While the 12-month visa doesn't need a medical (you apply and that's it), the 23-month visa does, which cost me a couple of hundred pounds for X-rays (to show no TB), a set of bloods and a rather perfunctory medical examination. Once you have the medical all sorted, you send it off to the nearest Embassy/High Commission and apply for the visa itself. All in all, it took about four weeks. So then I started saving my pennies like whoa.
I then looked into flights, which is always an issue when flying one-way -- tickets tend to be more than half as much as a return. Through my knowledge of how to get to NZ and the reputations of various airlines as inexpensive, plus my British Airways Executive Club mileage account, I found a great route:
LHR-SFO
LAX-NAN
NAN-AKL
For non-geeks, that's:
London to San Francisco
Los Angeles to Nadi, in Fiji
Nadi to Auckland
The London to SF leg cost me GBP 250 in taxes alone, plus 50,000 BA miles to fly Club World (BA's business class), the drive from San Francisco to LA cost me about GBP 150 for car and fuel, and the LA to Auckland flight in total cost me USD 600 on Air Pacific (the national airline of Fiji) in economy. Not bad for literally the whole way round the world: 12,559 miles.
Of course, I realised that if I rang up the Air Pacific office in Fiji (I used Skype, so it was pennies) to book, I could get a free stopover in Fiji. So, rather than spending 11 hours on a plane overnight to Nadi, a few hours in an airport, then another 3 to Auckland, I chilled out in Fiji for four days. Good times.

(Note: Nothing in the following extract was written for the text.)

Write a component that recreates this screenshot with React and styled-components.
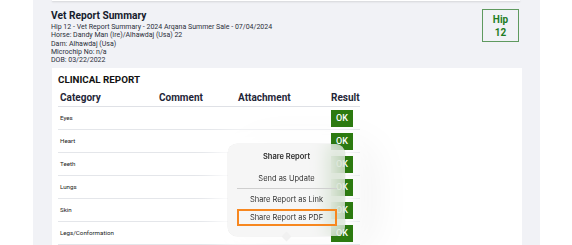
import React from "react";
import styled, { createGlobalStyle } from "styled-components";

const Global = createGlobalStyle`
  html, body { margin: 0; padding: 0; background: #ffffff; }
  body { font-family: Roboto, "Liberation Sans", Arial, sans-serif; color: #1c2333; }
  * { box-sizing: border-box; }
`;

const Stage = styled.div`
  position: relative;
  width: 572px;
  height: 245px;
  overflow: hidden;
  background: #ffffff;
`;

const Panel = styled.div`
  margin-left: 33px;
  width: 507px;
  height: 245px;
  background: #f1f2f6;
  display: flex;
  flex-direction: column;
  overflow: hidden;
`;

const TopCard = styled.div`
  flex-shrink: 0;
  margin: 0 20px 0 19px;
  height: 1px;
  background: #ffffff;
  box-shadow: 0 1px 2px rgba(0, 0, 0, 0.18);
`;

const Header = styled.div`
  flex-shrink: 0;
  display: flex;
  justify-content: space-between;
  align-items: flex-start;
  padding: 8px 21px 0 18px;
  height: 67px;
`;

const Info = styled.div`
  display: flex;
  flex-direction: column;
`;

const Title = styled.h1`
  margin: 0;
  font-size: 10.2px;
  line-height: 14px;
  font-weight: 700;
  color: #161c2d;
`;

const InfoLine = styled.div`
  font-size: 7px;
  line-height: 8.3px;
  color: #2a2f3a;
`;

const HipBox = styled.div`
  width: 37px;
  height: 33px;
  border: 1px solid #5f9a5f;
  display: flex;
  flex-direction: column;
  align-items: center;
  justify-content: center;
  color: #1f7d1f;
  font-weight: 700;
  font-size: 10px;
  line-height: 13px;
`;

const Card = styled.div`
  position: relative;
  flex-shrink: 0;
  margin: 0 18px 0 19px;
  height: 200px;
  background: #ffffff;
  padding: 5px 0 0 6px;
`;

const SectionTitle = styled.h2`
  margin: 0;
  font-size: 9.8px;
  line-height: 14px;
  font-weight: 700;
  color: #111111;
  text-transform: uppercase;
`;

const Table = styled.div`
  margin-top: 2px;
  width: 302px;
  display: grid;
  grid-template-columns: 101px 79px 93px 29px;
`;

const HeadCell = styled.div`
  height: 18px;
  padding-left: ${(p) => (p.$first ? "2px" : "0")};
  font-size: 10px;
  line-height: 18px;
  font-weight: 700;
  color: #1f2638;
  border-bottom: 1px solid #dfe1e6;
`;

const Cell = styled.div`
  height: 23px;
  display: flex;
  align-items: center;
  padding-left: ${(p) => (p.$first ? "2px" : "0")};
  font-size: 6.2px;
  color: #222;
  border-bottom: 1px solid #e4e6ea;
`;

const OkBadge = styled.div`
  position: relative;
  z-index: 2;
  width: 22px;
  height: 17px;
  background: #2c7a10;
  color: #ffffff;
  font-size: 9px;
  font-weight: 500;
  display: flex;
  align-items: center;
  justify-content: center;
`;

/* soft halo the popover casts on the table, under the result badges */
const Halo = styled.div`
  position: absolute;
  z-index: 1;
  left: 176px;
  top: 76px;
  width: 117px;
  height: 92px;
  border-radius: 12px;
  background: rgba(255, 255, 255, 0.95);
  box-shadow: 0 0 22px 14px rgba(255, 255, 255, 0.92), 24px 6px 40px 6px rgba(0, 0, 0, 0.05);
  pointer-events: none;
`;

const Popover = styled.div`
  position: absolute;
  z-index: 5;
  left: 228px;
  top: 144px;
  width: 117px;
  height: 92px;
  border-radius: 9px;
  background: rgba(242, 242, 242, 0.66);
  backdrop-filter: blur(10px);
  box-shadow: 0 0 0 0.5px rgba(0, 0, 0, 0.07);
  display: flex;
  flex-direction: column;
  align-items: center;
  font-family: Inter, "Noto Sans", sans-serif;
  color: #3a3a3a;
  &::after {
    content: "";
    position: absolute;
    left: 55px;
    bottom: -4px;
    width: 7px;
    height: 7px;
    background: #f1f1f1;
    transform: rotate(45deg);
  }
`;

const PopTitle = styled.div`
  margin-top: 8px;
  font-size: 7.5px;
  font-weight: 600;
  line-height: 10px;
  color: #2a2a2a;
`;

const PopItem = styled.div`
  width: 100px;
  height: ${(p) => p.$h}px;
  display: flex;
  align-items: center;
  justify-content: center;
  padding-top: ${(p) => p.$pt || 0}px;
  font-size: 7.5px;
  color: #333333;
  background: ${(p) => (p.$sep ? "#cfcfcf" : "transparent")};
  border: ${(p) => (p.$hl ? "2px solid #f7871f" : "none")};
`;

const rows = ["Eyes", "Heart", "Teeth", "Lungs", "Skin", "Legs/Conformation"];

export default function App() {
  return (
    <Stage>
      <Global />
      <Panel>
        <TopCard />
        <Header>
          <Info>
            <Title>Vet Report Summary</Title>
            <InfoLine>Hip 12 - Vet Report Summary - 2024 Arqana Summer Sale - 07/04/2024</InfoLine>
            <InfoLine>Horse: Dandy Man (Ire)/Alhawdaj (Usa) 22</InfoLine>
            <InfoLine>Dam: Alhawdaj (Usa)</InfoLine>
            <InfoLine>Microchip No: n/a</InfoLine>
            <InfoLine>DOB: 03/22/2022</InfoLine>
          </Info>
          <HipBox>
            <span>Hip</span>
            <span>12</span>
          </HipBox>
        </Header>
        <Card>
          <SectionTitle>Clinical Report</SectionTitle>
          <Table>
            <HeadCell $first>Category</HeadCell>
            <HeadCell>Comment</HeadCell>
            <HeadCell>Attachment</HeadCell>
            <HeadCell>Result</HeadCell>
            {rows.map((r) => (
              <React.Fragment key={r}>
                <Cell $first>{r}</Cell>
                <Cell />
                <Cell />
                <Cell>
                  <OkBadge>OK</OkBadge>
                </Cell>
              </React.Fragment>
            ))}
          </Table>
          <Halo />
        </Card>
      </Panel>
      <Popover>
        <PopTitle>Share Report</PopTitle>
        <PopItem $h={26} $pt={6}>Send as Update</PopItem>
        <PopItem $h={1} $sep />
        <PopItem $h={20}>Share Report as Link</PopItem>
        <PopItem $h={17} $hl>Share Report as PDF</PopItem>
      </Popover>
    </Stage>
  );
}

I also made arrangements to spend ten days in SF with friends, since I hadn't been there since I was nine and, well, it's rather a nice place. So I did that, booked a very reasonable rate at the Radisson in Fiji (which pushed my hotel points account with Radisson over 100,000 points, which equals 18,000 miles if I transfer it to an airline programme), and flew off!
So, to recap:
London to SF in business:
A week in SF and a drive down the gorgeous Highway 1 to LA:
A flight to Fiji:
Five days and four nights in Fiji:
...and a flight to Auckland!
And that's what I did! On my list of things to blog about is how to get to NZ cheaply...consider this a taster.